Damage Control or Digging a Bigger Hole
For daring to point out this inconvenient fact of the origins of many Malaysians, Tan’s membership in Gerekan has now been suspended with immediate effect. Attempting to do damage control, deputy president Cheah Soon Hai is now arguing that Tan’s position was not the party’s stand. According to him Gerakan is a party of all races and that no Malaysian is a pendatang.
Meanwhile, on cue, a coalition of Malay NGOs called Pertubuhan Pembela Islam (Pembela) has lodged a police report at the Dang Wangi police station over the issue and has asked Attorney-General Gani Patail to charge Tan under the Sedition Act 1948. According to Pembela the ‘seditious’ statement has given rise to a tense situation and triggered anger among Malays as well as indirectly insulted the position of the Malay rulers,
Cheah said it was not just Malay NGOs who were upset with Tan’s remarks as party members too had lodged complaints over the remark by Tan in his speech. Finally, he offered a public apology “on behalf of the party to all Malaysians who have been hurt by his remark.

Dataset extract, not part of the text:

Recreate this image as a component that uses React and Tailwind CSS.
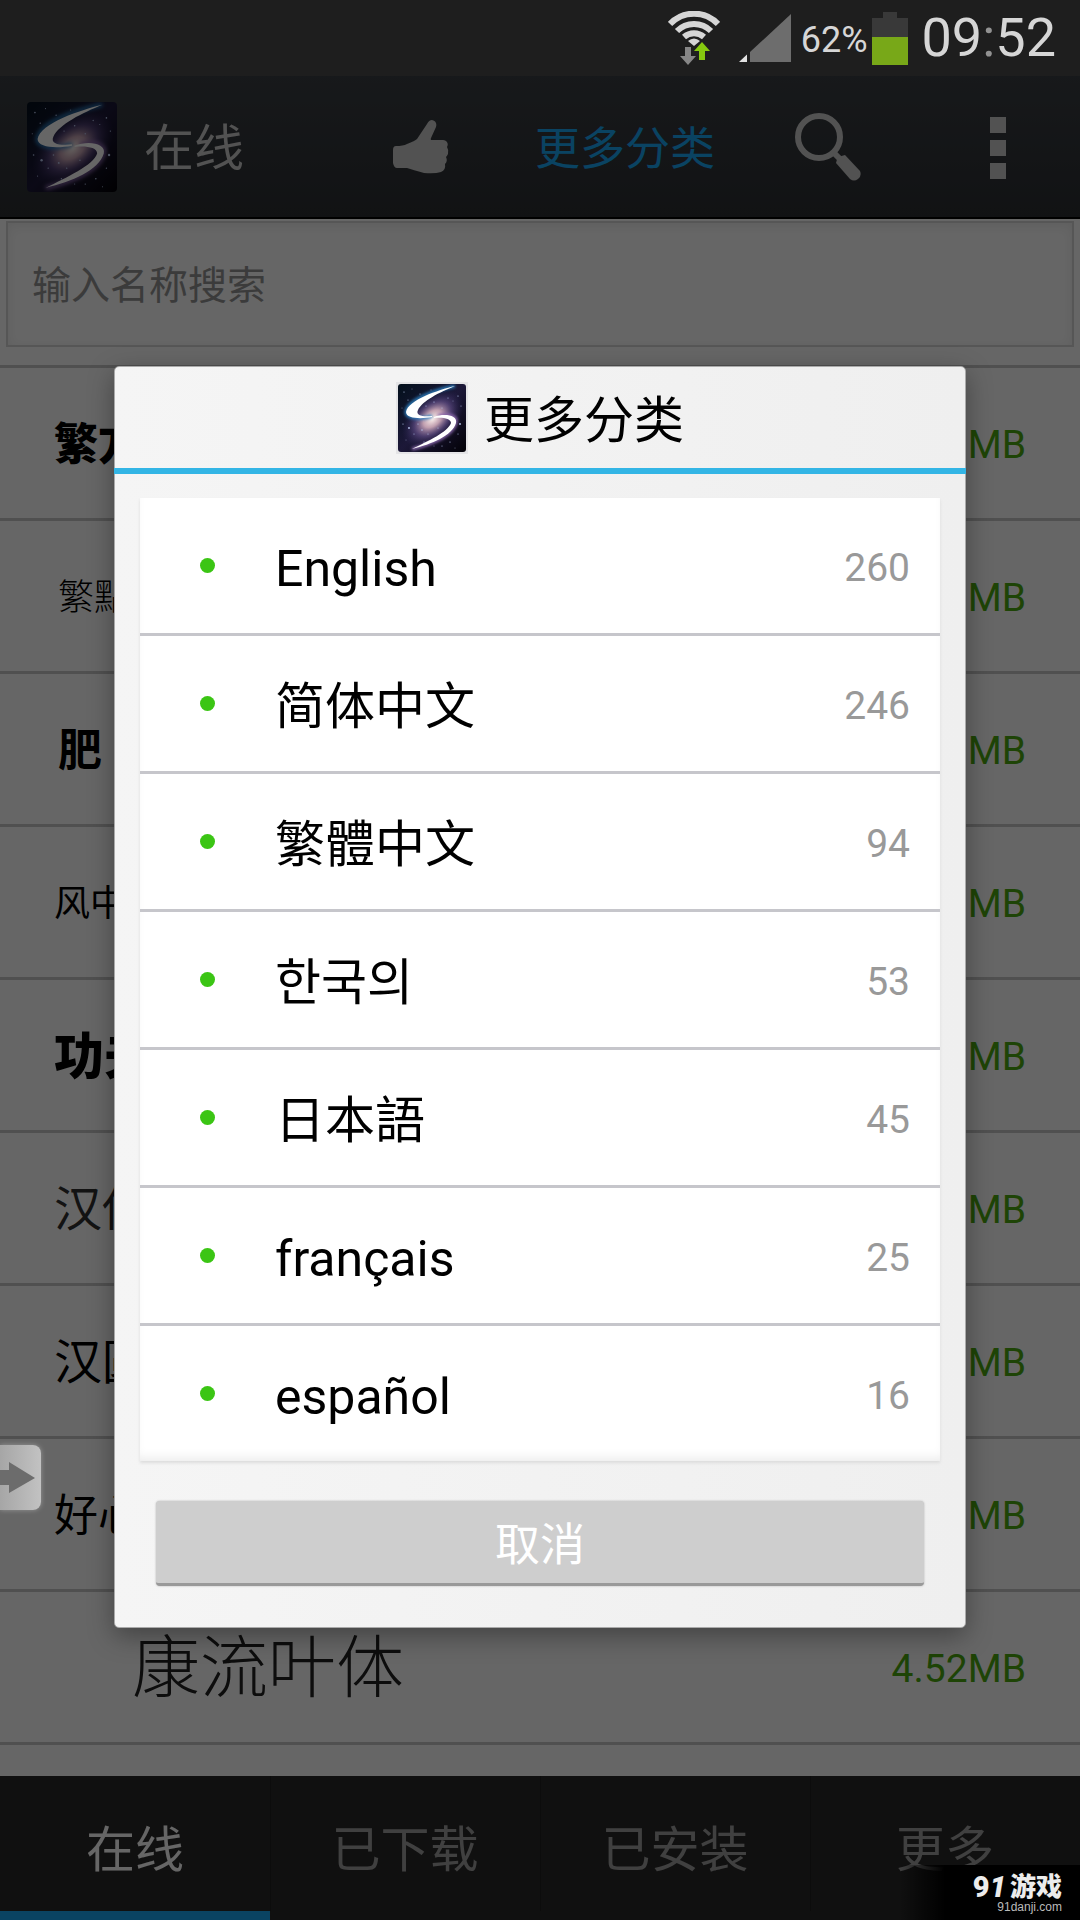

Gerakan may be trying to sooth UMNO’s ruffled feathers by its apology but it is digging a bigger hole for itself. “Spineless party”, “puppet party”, “kowtowing leaders”, “shameless leaders”, “wimpering lap dog” are some of the more polite responses that the Gerakan president and vice-president have obtained from disgusted members of the public.

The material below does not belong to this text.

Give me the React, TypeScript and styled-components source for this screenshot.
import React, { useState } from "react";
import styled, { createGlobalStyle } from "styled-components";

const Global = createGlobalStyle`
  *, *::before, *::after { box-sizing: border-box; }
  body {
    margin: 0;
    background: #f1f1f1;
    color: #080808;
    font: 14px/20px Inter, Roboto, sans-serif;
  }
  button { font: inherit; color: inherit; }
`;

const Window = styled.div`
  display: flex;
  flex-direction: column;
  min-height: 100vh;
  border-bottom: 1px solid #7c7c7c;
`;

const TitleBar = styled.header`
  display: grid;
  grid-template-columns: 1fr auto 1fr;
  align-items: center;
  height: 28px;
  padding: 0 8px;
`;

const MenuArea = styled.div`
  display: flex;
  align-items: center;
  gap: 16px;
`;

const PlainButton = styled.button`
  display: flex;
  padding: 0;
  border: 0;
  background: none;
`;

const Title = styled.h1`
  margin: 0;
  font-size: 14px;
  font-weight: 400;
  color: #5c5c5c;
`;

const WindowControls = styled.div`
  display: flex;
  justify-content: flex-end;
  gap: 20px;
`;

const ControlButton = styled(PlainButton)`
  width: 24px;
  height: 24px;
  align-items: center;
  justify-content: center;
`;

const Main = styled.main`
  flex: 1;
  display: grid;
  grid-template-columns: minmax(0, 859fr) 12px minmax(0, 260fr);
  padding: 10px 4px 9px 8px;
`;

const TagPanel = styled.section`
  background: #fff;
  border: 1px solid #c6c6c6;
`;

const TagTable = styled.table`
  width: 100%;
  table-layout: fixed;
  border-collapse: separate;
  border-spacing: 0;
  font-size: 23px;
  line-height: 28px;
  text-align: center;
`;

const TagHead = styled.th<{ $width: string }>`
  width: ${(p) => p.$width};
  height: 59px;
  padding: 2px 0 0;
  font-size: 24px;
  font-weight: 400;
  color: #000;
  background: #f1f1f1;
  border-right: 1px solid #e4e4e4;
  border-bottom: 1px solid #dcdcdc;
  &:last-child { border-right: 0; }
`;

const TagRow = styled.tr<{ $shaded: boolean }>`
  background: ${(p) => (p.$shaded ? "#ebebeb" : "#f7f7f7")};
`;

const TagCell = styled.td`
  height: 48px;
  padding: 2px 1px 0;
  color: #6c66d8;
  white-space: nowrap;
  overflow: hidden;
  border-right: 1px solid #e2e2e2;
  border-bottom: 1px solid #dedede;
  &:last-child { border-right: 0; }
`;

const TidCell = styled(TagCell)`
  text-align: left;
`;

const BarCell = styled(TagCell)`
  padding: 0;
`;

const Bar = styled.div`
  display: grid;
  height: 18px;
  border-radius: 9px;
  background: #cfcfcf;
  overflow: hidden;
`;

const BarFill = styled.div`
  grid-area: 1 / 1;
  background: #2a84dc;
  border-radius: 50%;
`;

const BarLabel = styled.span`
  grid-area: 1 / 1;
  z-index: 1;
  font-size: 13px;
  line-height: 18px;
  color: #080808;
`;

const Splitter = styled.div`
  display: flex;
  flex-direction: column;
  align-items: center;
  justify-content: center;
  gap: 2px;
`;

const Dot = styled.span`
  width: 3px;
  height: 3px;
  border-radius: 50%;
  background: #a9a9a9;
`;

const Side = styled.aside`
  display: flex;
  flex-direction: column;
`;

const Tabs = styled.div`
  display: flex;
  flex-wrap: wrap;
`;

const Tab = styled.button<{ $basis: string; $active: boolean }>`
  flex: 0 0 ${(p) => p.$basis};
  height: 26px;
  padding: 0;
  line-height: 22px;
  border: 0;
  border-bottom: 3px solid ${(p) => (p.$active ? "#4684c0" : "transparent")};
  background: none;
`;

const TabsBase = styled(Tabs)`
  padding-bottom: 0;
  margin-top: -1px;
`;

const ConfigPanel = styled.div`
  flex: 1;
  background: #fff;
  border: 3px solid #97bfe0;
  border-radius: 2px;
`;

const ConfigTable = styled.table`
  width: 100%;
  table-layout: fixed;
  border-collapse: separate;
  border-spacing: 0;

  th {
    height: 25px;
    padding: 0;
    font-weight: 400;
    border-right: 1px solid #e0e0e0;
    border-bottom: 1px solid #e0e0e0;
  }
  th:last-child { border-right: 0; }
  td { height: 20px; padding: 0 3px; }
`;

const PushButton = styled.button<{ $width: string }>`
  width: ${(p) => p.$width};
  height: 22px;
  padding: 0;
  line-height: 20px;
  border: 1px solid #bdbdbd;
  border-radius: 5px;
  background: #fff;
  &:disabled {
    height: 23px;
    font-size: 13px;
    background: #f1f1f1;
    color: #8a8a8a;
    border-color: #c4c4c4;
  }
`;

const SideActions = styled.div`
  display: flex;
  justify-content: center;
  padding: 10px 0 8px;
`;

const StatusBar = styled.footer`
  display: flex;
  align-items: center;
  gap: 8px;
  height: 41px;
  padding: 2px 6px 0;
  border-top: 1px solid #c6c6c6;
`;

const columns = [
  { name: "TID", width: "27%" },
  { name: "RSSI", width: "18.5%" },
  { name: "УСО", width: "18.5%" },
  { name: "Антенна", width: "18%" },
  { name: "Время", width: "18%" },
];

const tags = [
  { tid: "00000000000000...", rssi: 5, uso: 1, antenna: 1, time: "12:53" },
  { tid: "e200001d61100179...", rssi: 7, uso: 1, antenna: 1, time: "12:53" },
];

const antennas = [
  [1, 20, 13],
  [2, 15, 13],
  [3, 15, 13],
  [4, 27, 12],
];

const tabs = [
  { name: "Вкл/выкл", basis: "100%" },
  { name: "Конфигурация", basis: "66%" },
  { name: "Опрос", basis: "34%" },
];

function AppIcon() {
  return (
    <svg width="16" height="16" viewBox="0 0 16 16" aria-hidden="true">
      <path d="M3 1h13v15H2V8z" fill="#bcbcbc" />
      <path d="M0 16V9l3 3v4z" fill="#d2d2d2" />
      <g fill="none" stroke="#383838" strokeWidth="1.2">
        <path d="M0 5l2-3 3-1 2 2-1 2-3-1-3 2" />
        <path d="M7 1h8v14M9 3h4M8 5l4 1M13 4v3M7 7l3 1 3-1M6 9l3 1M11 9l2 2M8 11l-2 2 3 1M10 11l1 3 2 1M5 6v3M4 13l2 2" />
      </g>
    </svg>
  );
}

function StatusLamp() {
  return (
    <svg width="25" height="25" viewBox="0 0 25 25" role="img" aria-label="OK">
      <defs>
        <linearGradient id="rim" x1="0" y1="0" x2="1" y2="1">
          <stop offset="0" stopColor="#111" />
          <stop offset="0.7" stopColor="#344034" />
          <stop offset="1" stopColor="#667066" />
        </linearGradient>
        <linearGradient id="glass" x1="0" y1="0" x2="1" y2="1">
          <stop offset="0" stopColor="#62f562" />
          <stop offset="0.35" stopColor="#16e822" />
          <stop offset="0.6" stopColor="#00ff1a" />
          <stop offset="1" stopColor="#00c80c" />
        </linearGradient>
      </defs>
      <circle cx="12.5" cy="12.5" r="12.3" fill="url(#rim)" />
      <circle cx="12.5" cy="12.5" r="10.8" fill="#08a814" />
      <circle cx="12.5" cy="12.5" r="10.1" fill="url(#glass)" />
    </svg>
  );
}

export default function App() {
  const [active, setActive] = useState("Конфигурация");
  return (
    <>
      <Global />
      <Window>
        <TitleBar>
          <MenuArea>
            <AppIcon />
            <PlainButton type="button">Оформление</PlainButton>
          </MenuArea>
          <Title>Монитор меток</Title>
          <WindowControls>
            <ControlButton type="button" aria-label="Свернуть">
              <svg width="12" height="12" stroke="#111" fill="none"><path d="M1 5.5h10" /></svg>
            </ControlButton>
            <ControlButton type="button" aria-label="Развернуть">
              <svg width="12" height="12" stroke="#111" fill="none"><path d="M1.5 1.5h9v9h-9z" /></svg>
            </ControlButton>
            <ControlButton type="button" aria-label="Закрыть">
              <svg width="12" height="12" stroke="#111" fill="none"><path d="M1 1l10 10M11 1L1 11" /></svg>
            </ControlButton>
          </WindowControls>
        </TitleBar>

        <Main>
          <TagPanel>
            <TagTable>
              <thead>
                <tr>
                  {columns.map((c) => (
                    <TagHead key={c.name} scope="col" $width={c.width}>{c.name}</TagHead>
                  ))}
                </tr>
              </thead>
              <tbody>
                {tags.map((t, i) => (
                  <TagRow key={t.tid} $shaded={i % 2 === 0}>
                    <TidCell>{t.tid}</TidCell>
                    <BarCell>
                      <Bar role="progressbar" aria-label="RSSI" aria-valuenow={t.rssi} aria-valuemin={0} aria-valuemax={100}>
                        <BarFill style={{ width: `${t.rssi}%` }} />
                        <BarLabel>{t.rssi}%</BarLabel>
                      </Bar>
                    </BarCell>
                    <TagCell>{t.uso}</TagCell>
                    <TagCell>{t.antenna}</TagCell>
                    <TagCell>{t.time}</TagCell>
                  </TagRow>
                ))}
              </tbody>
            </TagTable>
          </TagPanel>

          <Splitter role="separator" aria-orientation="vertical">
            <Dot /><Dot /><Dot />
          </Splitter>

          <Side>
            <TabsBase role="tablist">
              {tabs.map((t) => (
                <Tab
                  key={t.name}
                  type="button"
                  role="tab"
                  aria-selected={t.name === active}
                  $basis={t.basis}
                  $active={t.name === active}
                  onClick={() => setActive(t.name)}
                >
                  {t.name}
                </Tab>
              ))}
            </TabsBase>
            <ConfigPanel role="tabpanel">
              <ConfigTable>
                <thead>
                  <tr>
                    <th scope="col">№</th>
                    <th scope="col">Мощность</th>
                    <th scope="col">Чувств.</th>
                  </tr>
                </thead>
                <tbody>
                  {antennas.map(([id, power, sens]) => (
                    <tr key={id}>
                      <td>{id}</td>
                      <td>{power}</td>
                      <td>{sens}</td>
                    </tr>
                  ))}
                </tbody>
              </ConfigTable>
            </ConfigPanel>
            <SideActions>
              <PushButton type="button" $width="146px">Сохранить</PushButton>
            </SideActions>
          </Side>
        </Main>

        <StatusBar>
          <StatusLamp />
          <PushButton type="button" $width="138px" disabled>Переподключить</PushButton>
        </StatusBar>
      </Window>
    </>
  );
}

Tan’s statement may be politically incorrect or insensitive but he was simply saying out loud what many educated members of the public understand to be the history of migration into Malaysia from the neighbouring countries and from afar. This also happens to be the authoritative view among many scholars of Malaysia – whether they may be historians, geographers, demographers or from other discipline.
The origins of the population of colonial Malaya was the subject of much investigation and study by colonial officials and scholars. Almost all books and official records that came out during the colonial period devoted considerable attention to the subject of the origins of the Malays and non-Malays.

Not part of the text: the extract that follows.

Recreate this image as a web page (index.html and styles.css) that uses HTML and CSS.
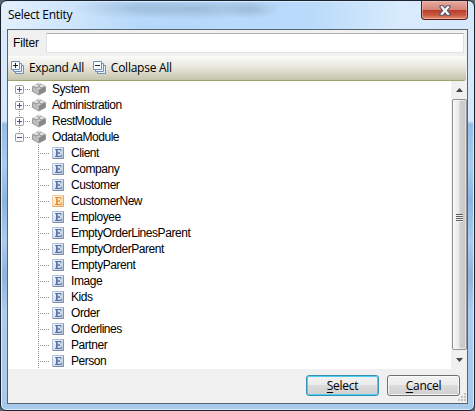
FILE: index.html
```html
<!DOCTYPE html>
<html lang="en">
<head>
<meta charset="utf-8">
<title>Select Entity</title>
<link rel="stylesheet" href="styles.css">
</head>
<body>
<svg class="defs" aria-hidden="true">
  <defs>
    <linearGradient id="eb" x1="0" y1="0" x2="1" y2="1"><stop offset="0" stop-color="#f7faff"/><stop offset="1" stop-color="#b9c8e2"/></linearGradient>
    <linearGradient id="eo" x1="0" y1="0" x2="1" y2="1"><stop offset="0" stop-color="#fff8ec"/><stop offset="1" stop-color="#ffd193"/></linearGradient>
    <symbol id="cube" viewBox="0 0 14 14">
      <path d="M.5 4.5 7 1.4l6.5 3v5L6.8 13 .5 9.5z" fill="#999" stroke="#888" stroke-width=".7"/>
      <path d="M.8 4.6 7 1.5l6.2 3-6.3 3.2z" fill="#d4d4d4"/>
      <path d="m1 5 5.8 2.8v4.7L1 9.4z" fill="#bcbcbc"/>
      <path d="M7 7.8 13.2 5v4.3L7 12.5z" fill="#868686"/>
      <path d="M2.2 3.7v1.6q2 1.4 4 0V3.7M7.6 4v1.7q2 1.3 4 0V4M5 1.5v1.7q2 1.3 4 0V1.5" fill="#aaa" stroke="#858585" stroke-width=".5"/>
      <ellipse cx="4.2" cy="3.8" rx="2" ry="1" fill="#eee"/><ellipse cx="9.6" cy="4" rx="2" ry="1" fill="#e8e8e8"/><ellipse cx="7" cy="1.6" rx="2" ry="1" fill="#ddd"/>
    </symbol>
    <symbol id="stack" viewBox="0 0 13 13">
      <path d="M4.5 4.5h8v8h-8z" fill="#e9f1fb" stroke="#7190b8"/>
      <path d="M2.5 2.5h8v8h-8z" fill="#e9f1fb" stroke="#7190b8"/>
      <path d="M.5.5h8v8h-8z" fill="#fafcff" stroke="#7190b8"/>
    </symbol>
    <symbol id="entity" viewBox="0 0 12 12">
      <path d="M.5.5h11v11H.5z" stroke="currentColor" stroke-opacity=".4"/>
      <path d="M.5 11.5h11V.5" fill="none" stroke="currentColor" stroke-opacity=".5"/>
      <path d="M3 2.5h6v1.8M3 9.5h6.3V7.7M5 6h2.5M7.3 4.9v2.2" fill="none" stroke="currentColor" stroke-width=".9"/>
      <path d="M4.9 2.5v7" stroke="currentColor" stroke-width="1.6"/>
    </symbol>
  </defs>
</svg>
<div class="window">
  <header class="titlebar">
    <span class="title">Select Entity</span>
    <button class="close" aria-label="Close"><svg width="12" height="11" viewBox="0 0 12 11"><path d="M1 .7h3.2L6 3 7.8.7H11v1.7L8.3 5.4 11 8.6v1.7H7.8L6 8l-1.8 2.3H1V8.6l2.7-3.2L1 2.4z" fill="#fff" stroke="#52546b" stroke-width="1.1"/></svg></button>
  </header>
  <main class="client">
    <div class="filter"><label for="f">Filter</label><input id="f" type="text"></div>
    <div class="toolbar">
      <span class="tool"><svg width="13" height="13"><use href="#stack"/><path d="M2 4.5h5M4.5 2v5" stroke="#222"/></svg><span class="tool-text expand">Expand All</span></span>
      <span class="tool"><svg width="13" height="13"><use href="#stack"/><path d="M2 4.5h5" stroke="#222"/></svg><span class="tool-text collapse">Collapse All</span></span>
    </div>
    <div class="body">
      <ul class="tree" id="tree"></ul>
      <div class="scroll">
        <svg class="arrow" width="7" height="4"><path d="M0 4 3.5 0 7 4z" fill="#444"/></svg>
        <div class="thumb"><i></i><i></i><i></i><i></i></div>
        <svg class="arrow" width="7" height="4"><path d="M0 0h7L3.5 4z" fill="#444"/></svg>
      </div>
    </div>
    <footer class="footer">
      <button class="btn primary"><span><u>S</u>elect</span></button>
      <button class="btn"><span><u>C</u>ancel</span></button>
      <svg class="grip" width="9" height="9"><path d="M7 0h2v2H7zM4 3h2v2H4zM7 3h2v2H7zM1 6h2v2H1zM4 6h2v2H4zM7 6h2v2H7z" fill="#c2c2c2"/></svg>
    </footer>
  </main>
</div>
<script src="tree.js"></script>
</body>
</html>
```
FILE: styles.css
```css
* { box-sizing: border-box; }
body { margin: 0; width: 475px; height: 411px; overflow: hidden; background: #5c6670; font: 12px "Liberation Sans", sans-serif; color: #000; }
.defs { position: absolute; width: 0; height: 0; }
.window {
  width: 475px; height: 411px; padding: 0 6px 6px; display: flex; flex-direction: column;
  border: 1px solid #1b222c; border-radius: 7px 7px 6px 6px;
  box-shadow: inset 0 0 0 1px #d8edff;
  background:
    radial-gradient(ellipse 30px 10px at 250px 8px, #8eaac590, #8eaac500),
    radial-gradient(ellipse 60px 11px at 130px 7px, #8eaac570, #8eaac500),
    radial-gradient(ellipse 75px 11px at 192px 8px, #8eaac5a0, #8eaac500),
    linear-gradient(90deg, #e3f0fd 0, #cde4fb 75px, #b5d8fb 140px, #b9dafa 310px, #d9ebfc 400px, #d4e8fb 100%) 0 0 / 100% 29px no-repeat,
    linear-gradient(180deg, #d9eafb 0, #d5e8fb 120px, #93bce6 123px, #a8ccf0 165px, #8bb5df 200px, #a9ccef 240px, #8fb3db 275px, #abcdef 310px, #a6c9ec 100%);
}
.titlebar { height: 28px; display: flex; justify-content: space-between; padding-left: 1px; }
.title { font: 12px/28px "Open Sans", sans-serif; letter-spacing: -.27px; }
.close { width: 47px; height: 19px; padding: 0; border: 1px solid #581d20; border-top: 0; border-radius: 0 0 4px 4px; background: linear-gradient(#e7aaa0, #d58579 48%, #b83b29 50%, #c95b43 80%, #e39878); box-shadow: inset 0 0 0 1px #f4c4b880; display: flex; justify-content: center; align-items: center; }
.client { flex: 1; border: 1px solid #56666f; background: #f0f0f0; display: flex; flex-direction: column; min-height: 0; }
.filter { height: 26px; display: flex; align-items: center; padding: 0 3px 1px 5px; }
.filter label { width: 33px; letter-spacing: -.15px; }
.filter input { flex: 1; min-width: 0; height: 20px; border: 1px solid #e2e3ea; border-top-color: #abadb3; border-right-color: #dbdfe6; border-radius: 1px; background: #fff; padding: 0; }
.toolbar { height: 25px; display: flex; align-items: center; gap: 9px; padding: 0 3px 1px; margin-right: 1px; border-bottom: 1px solid #a3a36f; border-radius: 0 0 3px 0; background: linear-gradient(#fafaf8, #e9e8df 45%, #c5c4ac); }
.tool { display: flex; align-items: center; gap: 5px; }
.tool-text { font: 12px/18px "Open Sans", sans-serif; letter-spacing: -.25px; white-space: nowrap; }
.expand { letter-spacing: -.36px; }
.body { flex: 1; min-height: 0; display: flex; background: #fff; }
.tree { flex: 1; margin: 0; padding: 0; list-style: none; overflow: hidden; }
.row { height: 16px; display: flex; align-items: center; white-space: nowrap; }
.row svg { flex: none; }
.row .name { line-height: 16px; font-size: 12px; letter-spacing: -.45px; margin-left: 7px; }
.parent .name { margin-left: 6px; }
.blue { fill: url(#eb); color: #506c9c; }
.orange { fill: url(#eo); color: #e28a33; }
.lines { fill: none; stroke: #929292; stroke-dasharray: 1 1; }
.box { fill: #fafafa; stroke: #989898; }
.sign { stroke: #3f5796; }
.scroll { width: 16px; background: #f0f0f0; display: flex; flex-direction: column; align-items: center; padding: 7px 0; }
.arrow { flex: none; }
.thumb { flex: 1; width: 15px; margin: 7px 0 8px; border: 1px solid #929292; border-radius: 2px; background: linear-gradient(90deg, #f7f7f7, #e9e9eb 45%, #cfcfd3 55%, #c5c5ca); box-shadow: inset 0 0 0 1px #ffffff80; display: flex; flex-direction: column; justify-content: center; align-items: center; gap: 1px; padding-bottom: 15px; }
.thumb i { width: 7px; height: 1px; background: #606060; box-shadow: 0 1px #eee; }
.footer { height: 34px; display: flex; justify-content: flex-end; align-items: flex-start; gap: 8px; padding: 6px 7px 0; position: relative; }
.btn { width: 73px; height: 21px; padding: 0; border: 1px solid #707070; border-radius: 3px; background: linear-gradient(#f3f3f3, #ebebeb 48%, #dcdcdc 50%, #cfcfcf); box-shadow: inset 0 0 0 1px #ffffffb0; font: 12px/17px "Open Sans", sans-serif; letter-spacing: -.3px; color: #000; }
.primary { border-color: #3c8fb0; box-shadow: inset 0 0 0 1px #48d0f7; }
.btn u { text-underline-offset: 2px; }
.grip { position: absolute; right: 1px; bottom: 1px; }
```
FILE: tree.js
```js
const modules = [
  { name: "System" }, { name: "Administration" }, { name: "RestModule" },
  { name: "OdataModule", children: ["Client", "Company", "Customer", "CustomerNew", "Employee", "EmptyOrderLinesParent", "EmptyOrderParent", "EmptyParent", "Image", "Kids", "Order", "Orderlines", "Partner", "Person"] }
];
const tree = document.getElementById("tree");

function addRow(kind, svg, name) {
  const li = document.createElement("li");
  li.className = "row " + kind;
  li.innerHTML = svg + '<span class="name">' + name + "</span>";
  tree.append(li);
}

modules.forEach((m, i) => {
  const top = i ? 0 : 8;
  const bottom = m.children ? 8 : 16;
  const plus = m.children ? "" : "M11.5 6v5";
  addRow("parent", `<svg width="38" height="16"><path class="lines" d="M11.5 ${top}V${bottom}M17 8.5h6"/><rect class="box" x="7.5" y="4.5" width="8" height="8" rx="1"/><path class="sign" d="M9 8.5h5${plus}"/><use href="#cube" x="24" y="1" width="14" height="14"/></svg>`, m.name);
  (m.children || []).forEach(c => {
    const tone = c === "CustomerNew" ? "orange" : "blue";
    addRow("child", `<svg width="56" height="16"><path class="lines" d="M30.5 0v16M32 8.5h9"/><use class="${tone}" href="#entity" x="44" y="2" width="12" height="12"/></svg>`, c);
  });
});
```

Below are some sample writings on the subject from colonial scholars that will be useful for Gerekan member Tan to use in his defence when his suspension case is heard by his party leaders soon.
From R.O., Winstedt
“In recent historical times the mixture of Malay races has proceeded rapidly in British Malaya …. Old Malay Malacca was full of thousands of Javanese and many Muslim Gujeratis and Tamils, and these aliens must have left their mark on a population that was a collection of strangers from the beginning. Selangor may have traces of old Malacca suzerainty, but the modern nobility are Bugis and there have been numbers of recent Sumatran immigrants. Negri Sembilan has been Minangkabau almost from the first. In Kedah and the Northern States there has been an infusion of Siamese blood . Again, in every State in the past there has been intercourse with the aborigines, and the aboriginal women have borne children to Malay fathers. Wavy or curly hair, dark complexions and other evidences of Semang blood distinguish the Malay of Upper Perak. South of that there is the lank-haired Indo Chinese Malay type, whose ancestry is Sakai on the distaff side.” Malaya (London , 1923) edited by R.O. Windstedt, pp. 86-87.
From Emily Sadka
In addition to this internal immigration [Malays into the Protected Malay States] there was a large inflow from the islands of the Indonesian archipelago. In Perak, the foreign immigrants – the Bugis particularly – were the principal traders of the state; a Bugis trader, Nakhoda Trong, was a partner in the syndicate which leased the farm of the Perak river customs duties in 1874. There were settlements of Rawas and Mandelings from north-east Sumatra; a Rawa Che’ Abdul Karim went with a Sumatran to open up Selama in the 1870s, and during the British occupation of Perak in 1875-6, Rawas, Mandelings and Bugis helped the British in their military operations….In 1879, a census of the Malay population in Perak gave the number of foreign Malays as 9,274 out of a total free Malay population of 56,632. In Selangor the population was even more mixed. Towards the end of the seventeenth century, the Bugis settled on the Klang and Selangor, and in the middle of the eighteenth century, a Bugis prince became the first Sultan of Selangor and established the present dynasty. There were important Bugis and Sumatran trading communities in Kuala Lumpur and Klang. It was a quarrel between them that precipitated the Selangor wars of 1866-73. In Kuala Selangor there were also foreign Malay communities; in 1875 the Resident of Selangor described the population as consisting of Mengkabaus, Mandelings, Rawas, Bugis and Chinese….Negri Sembilan…had absorbed into its clan system colonies of immigrants from Malacca, Java and Acheh; and…a Bugis chief had established a settlement on the lower Linggi ….
Note: footnotes are omitted except for this one
A Malay traveller has described the population of Klang in 1872 as a heterogenous collection of Malays, Arabs, English, Chinese, Eurasian, Eurasian, Klings, Bengalis, Hindus, and native born (peranakan) of Penang, Malacca, Singapore and Kedah – about 3,000 in all. See Mohammed Ibrahim bin Abdullah, Kesah Pelayaran [Account of Travels] Johore, 1956, p. 46
Make non-BTN History Compulsory Reading
The above are just two examples of the meticulous accounts of the population of Malaya and Malaysia during the colonial period. They also throw light on various other subjects such as the roots of the royal houses in Malaysia and the dynasties they have founded.
These and other unbiased histories and studies need to be compulsory reading material for all the political parties in Malaysia so that we can avoid further needless controversies on subjects such as who are pendatang and who are indigenous, and on related issues that provoke unwarranted calls for the use of the Sedition Act.